Storm rolled through Henderson last night. By Tuesday, you will see them: white work trucks with plates from Texas, Oklahoma, Florida, Tennessee. Magnetic door signs that came off the side of a Camry. Knocking on every door in the subdivision. "We just inspected your neighbor's roof. We found damage. Free inspection?"
These are storm chasers. They follow weather radar from state to state, sign as many homeowners as they can in two weeks, subcontract the actual work to whoever they find on Craigslist, and leave town before the warranties matter. Most of them are not criminals. But the model is built on volume and pressure, not workmanship — and when something goes wrong on your roof a year later, there is nobody to call.
This is the playbook for spotting them before you sign anything.
Red flag 1: out-of-state plates
The first one is visible from the porch. If the truck in your driveway has plates from a state that is not North Carolina, slow down. There are honest companies based in Virginia or South Carolina that work the NC border legitimately. There are also crews from Texas that will be in Florida by July and Oklahoma by August.

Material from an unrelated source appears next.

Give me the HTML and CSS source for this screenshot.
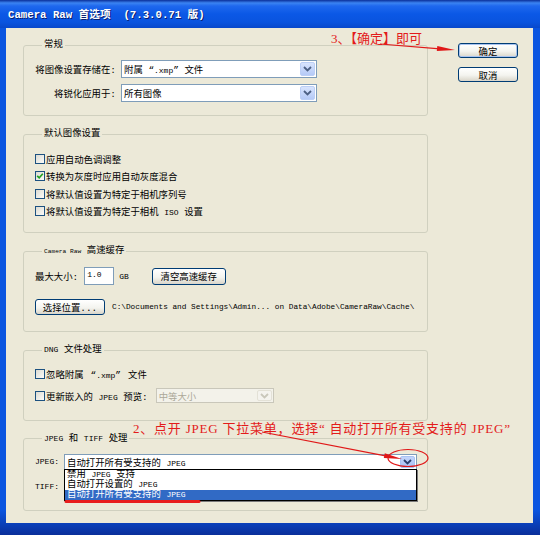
FILE: index.html
```html
<!DOCTYPE html>
<html lang="zh-CN">
  <head>
    <meta charset="UTF-8" />
    <meta name="viewport" content="width=device-width, initial-scale=1.0" />
    <title>Camera Raw 首选项</title>
    <link rel="stylesheet" href="styles.css">
  </head>

  <body>
    <div class="window">
      <div class="titlebar">Camera Raw 首选项  (7.3.0.71 版)</div>

      <div class="frame">
        <div class="dialog">
          <div class="groups">
            <fieldset class="group group-general">
              <legend>常规</legend>
              <div class="form-grid">
                <label>将图像设置存储在:</label>
                <div class="combo">
                  <span class="combo-text">附属 “<span class="en">.xmp</span>” 文件</span>
                  <span class="combo-btn"><svg width="9" height="6" viewBox="0 0 9 6"><path d="M1 1 L4.5 4.5 L8 1" fill="none" stroke="#4d6185" stroke-width="1.8"/></svg></span>
                </div>
                <label>将锐化应用于:</label>
                <div class="combo">
                  <span class="combo-text">所有图像</span>
                  <span class="combo-btn"><svg width="9" height="6" viewBox="0 0 9 6"><path d="M1 1 L4.5 4.5 L8 1" fill="none" stroke="#4d6185" stroke-width="1.8"/></svg></span>
                </div>
              </div>
            </fieldset>

            <fieldset class="group group-defaults">
              <legend>默认图像设置</legend>
              <div class="check-row"><span class="check"></span><span>应用自动色调调整</span></div>
              <div class="check-row">
                <span class="check"><svg width="8" height="8" viewBox="0 0 8 8"><path d="M1.2 3.8 L3.2 5.8 L6.8 1.8" fill="none" stroke="#21a121" stroke-width="1.7"/></svg></span>
                <span>转换为灰度时应用自动灰度混合</span>
              </div>
              <div class="check-row"><span class="check"></span><span>将默认值设置为特定于相机序列号</span></div>
              <div class="check-row"><span class="check"></span><span>将默认值设置为特定于相机 <span class="en">ISO</span> 设置</span></div>
            </fieldset>

            <fieldset class="group group-cache">
              <legend><span class="en-tiny">Camera Raw</span> 高速缓存</legend>
              <div class="cache-row">
                <span>最大大小:</span>
                <span class="text-input en">1.0</span>
                <span class="en">GB</span>
                <button class="btn btn-clear">清空高速缓存</button>
              </div>
              <div class="cache-row cache-path">
                <button class="btn btn-choose">选择位置...</button>
                <span class="path">C:\Documents and Settings\Admin... on Data\Adobe\CameraRaw\Cache\</span>
              </div>
            </fieldset>

            <fieldset class="group group-dng">
              <legend><span class="en">DNG</span> 文件处理</legend>
              <div class="check-row"><span class="check"></span><span>忽略附属<span class="spaced">“<span class="en">.xmp</span>”</span>文件</span></div>
              <div class="check-row dng-preview">
                <span class="check"></span>
                <span>更新嵌入的 <span class="en">JPEG</span> 预览:</span>
                <div class="combo combo-disabled">
                  <span class="combo-text">中等大小</span>
                  <span class="combo-btn"><svg width="9" height="6" viewBox="0 0 9 6"><path d="M1 1 L4.5 4.5 L8 1" fill="none" stroke="#c9c7ba" stroke-width="1.8"/></svg></span>
                </div>
              </div>
            </fieldset>

            <fieldset class="group group-jpeg">
              <legend><span class="en">JPEG</span> 和 <span class="en">TIFF</span> 处理</legend>
              <div class="jpeg-grid">
                <label class="en">JPEG:</label>
                <div class="combo combo-open">
                  <span class="combo-text">自动打开所有受支持的 <span class="en">JPEG</span></span>
                  <span class="combo-btn"><svg width="9" height="6" viewBox="0 0 9 6"><path d="M1 1 L4.5 4.5 L8 1" fill="none" stroke="#2b3f6e" stroke-width="1.8"/></svg></span>
                  <ul class="dropdown">
                    <li>禁用 <span class="en">JPEG</span> 支持</li>
                    <li>自动打开设置的 <span class="en">JPEG</span></li>
                    <li class="selected">自动打开所有受支持的 <span class="en">JPEG</span></li>
                  </ul>
                </div>
                <label class="en">TIFF:</label>
                <div class="combo"></div>
              </div>
            </fieldset>
          </div>

          <div class="actions">
            <button class="btn btn-default">确定</button>
            <button class="btn">取消</button>
          </div>
        </div>
      </div>

      <svg class="notes" width="540" height="535" viewBox="0 0 540 535">
        <text x="331" y="43" class="note">3、【确定】即可</text>
        <line x1="380" y1="44" x2="440" y2="48.8" />
        <polygon points="455,50 436.8,51.1 437.3,46.1" />

        <text x="133" y="433" class="note" textLength="377" lengthAdjust="spacing">2、点开 JPEG 下拉菜单，选择“ 自动打开所有受支持的 JPEG”</text>
        <line x1="262" y1="432" x2="388" y2="456.3" />
        <polygon points="402,459 383.8,458.1 384.8,453.2" />
        <ellipse cx="408" cy="458" rx="20" ry="8.5" />

        <path class="underline" d="M66 501.5 H199" />
      </svg>
    </div>
  </body>
</html>
```

FILE: styles.css
```css
* {
  box-sizing: border-box;
}

body {
  margin: 0;
  background: #0a246a;
  font-family: "Liberation Mono", "Noto Sans CJK SC", monospace;
  font-size: 9.4px;
  color: #000;
}

.window {
  position: relative;
  width: 540px;
  height: 535px;
  display: flex;
  flex-direction: column;
  background: #0a4fdc;
  box-shadow: inset 0 0 0 1px #00136b;
}

.titlebar {
  height: 28px;
  padding: 3px 0 0 8px;
  line-height: 24px;
  color: #fff;
  font-size: 10.7px;
  font-weight: bold;
  white-space: pre;
  text-shadow: 1px 1px 0 #0a1e6e;
  background: linear-gradient(to bottom, #0a2f9a 0, #3b84f2 3px, #1f68ee 6px, #0b58e6 14px, #0a54df 22px, #0848cb 28px);
}

.frame {
  flex: 1;
  display: flex;
  padding: 0 7px 12px 6px;
  background: linear-gradient(to bottom, #0a55e0 95%, #0a2f9a);
}

.dialog {
  flex: 1;
  display: flex;
  padding: 11px 0 0 17px;
  background: #ece9d8;
}

.groups {
  width: 405px;
}

.group {
  margin: 0 0 12px;
  padding: 9px 10px 12px 11px;
  min-width: 0;
  border: 1px solid #d0d0bf;
  border-radius: 3px;
}

.group legend {
  margin-left: 7px;
  padding: 0 2px;
  line-height: 12px;
}

.group-general {
  padding-bottom: 13px;
}

.group-defaults {
  padding-top: 10px;
}

.group-cache,
.group-dng {
  padding-bottom: 16px;
}

.group-jpeg {
  padding-bottom: 15px;
}

.en {
  font-size: 8px;
}

.en-tiny {
  font-size: 6.2px;
}

.spaced {
  margin: 0 7px;
}

/* combo boxes */
.form-grid {
  display: grid;
  grid-template-columns: 81px 196px;
  grid-auto-rows: 18px;
  column-gap: 5px;
  row-gap: 6px;
  align-items: center;
}

.form-grid label {
  text-align: right;
  white-space: nowrap;
}

.combo {
  display: flex;
  align-items: center;
  height: 18px;
  padding-left: 2px;
  border: 1px solid #7f9db9;
  background: #fff;
  white-space: nowrap;
}

.combo-text {
  flex: 1;
}

.combo-btn {
  align-self: stretch;
  width: 15px;
  margin: 1px;
  display: flex;
  align-items: center;
  justify-content: center;
  border: 1px solid #bccff6;
  border-radius: 2px;
  background: linear-gradient(#d8e4fd, #b5caf7);
}

.combo-disabled {
  width: 118px;
  height: 15px;
  margin-left: 7px;
  border-color: #c9c7ba;
  background: #f3f2ea;
  color: #aca899;
}

.combo-disabled .combo-btn {
  border-color: #e3e1d6;
  background: #f4f3ee;
}

/* checkboxes */
.check-row {
  display: flex;
  align-items: center;
  gap: 1px;
  height: 17.5px;
  white-space: nowrap;
}

.check {
  width: 10px;
  height: 10px;
  display: flex;
  align-items: center;
  justify-content: center;
  border: 1px solid #1c5180;
  background: linear-gradient(135deg, #dcdbd2, #fbfbf9);
}

.group-dng .check-row:first-child {
  height: 17px;
}

.dng-preview {
  height: 16px;
  margin-top: 5px;
}

/* cache */
.cache-row {
  display: flex;
  align-items: center;
  height: 18px;
  white-space: nowrap;
}

.text-input {
  width: 30px;
  height: 18px;
  margin: 0 5px 0 6px;
  padding: 2px 0 0 2px;
  border: 1px solid #7f9db9;
  background: #fff;
}

.cache-path {
  height: 16px;
  margin-top: 14px;
}

.path {
  margin-left: 7px;
  font-size: 7.75px;
}

/* buttons */
.btn {
  display: inline-flex;
  align-items: center;
  justify-content: center;
  padding: 0;
  font: inherit;
  color: #000;
  border: 1px solid #003c74;
  border-radius: 3px;
  background: linear-gradient(#fff, #f4f4ef 55%, #d9d5c9);
}

.btn-clear {
  width: 74px;
  height: 17px;
  margin-left: 23px;
}

.btn-choose {
  width: 70px;
  height: 16px;
}

.actions {
  display: flex;
  flex-direction: column;
  gap: 9px;
  margin: 4px 0 0 30px;
}

.actions .btn {
  width: 60px;
  height: 15px;
}

.btn-default {
  box-shadow: inset 0 0 0 1px #a9c4f0;
}

/* jpeg / tiff */
.jpeg-grid {
  display: grid;
  grid-template-columns: 29px 353px;
  grid-auto-rows: 16px;
  row-gap: 9px;
  align-items: center;
}

.jpeg-grid .combo {
  height: 16px;
}

.combo-open {
  position: relative;
}

.combo-open .combo-btn {
  border-color: #a9c2f3;
  background: linear-gradient(#c3d5fb, #a8c1f5);
}

.dropdown {
  position: absolute;
  z-index: 1;
  top: 100%;
  left: -1px;
  right: -1px;
  margin: 0;
  padding: 0;
  list-style: none;
  border: 1px solid #000;
  background: #fff;
  box-shadow: 1px 1px 0 #7a7a7a;
}

.dropdown li {
  height: 10px;
  padding-left: 2px;
  line-height: 10px;
}

.dropdown .selected {
  background: #316ac5;
  color: #fff;
}

/* red notes drawn over the screenshot */
.notes {
  position: absolute;
  z-index: 2;
  top: 0;
  left: 0;
  pointer-events: none;
}

.notes .note {
  font-family: "Liberation Serif", "Noto Sans CJK SC", serif;
  font-size: 13px;
  fill: #e31b1b;
  stroke: none;
}

.notes line,
.notes ellipse {
  stroke: #e01818;
  stroke-width: 1.2;
  fill: none;
}

.notes polygon {
  fill: #e01818;
}

.notes .underline {
  fill: none;
  stroke: #e81c1c;
  stroke-width: 3;
  stroke-linecap: round;
}
```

The question is not whether the plate is from out of state. The question is whether the company has a permanent NC address, NC employees, NC liability insurance, and NC workman's comp. Plates are the cue to ask the question.
Red flag 2: knocking after a storm without an appointment
Door-knocking after a storm is the storm-chaser business model. A local roofer with a real customer base does not need to door-knock — their phones are ringing.
We are not saying every door-knocker is shady. We are saying the pattern matches: storm hits Tuesday, trucks roll in Wednesday, knocks start Thursday, contracts get pushed Friday. The crew is gone in three weeks. If the pattern fits, it is fair to be skeptical.
Red flag 3: same-day "sign now or lose the offer"
Watch for any version of these lines:
- "If you sign today, we can lock in this price." Roof prices do not work like car prices. The price is the price.
- "We are only in the area this week." Translation: we are leaving the state Friday and we want your contract before then.
- "I can get the adjuster to come out tomorrow if you sign." They cannot. Adjuster scheduling is on the carrier's side, not the contractor's.
- "We need this signed before we can start the insurance process." You can absolutely start an insurance claim without a signed roofing contract. They are separate processes.
A real contractor will leave your kitchen table without a signed contract. We do it three times a week. Take your time. A roof is a 25-year decision.
Red flag 4: asking for the insurance check directly
Two specific signatures to watch for:
"Direction to Pay" — instructs your carrier to make the insurance check payable to the contractor directly, instead of to you. This sounds convenient. It is not. If the work goes sideways, you have already authorized the money to flow somewhere else.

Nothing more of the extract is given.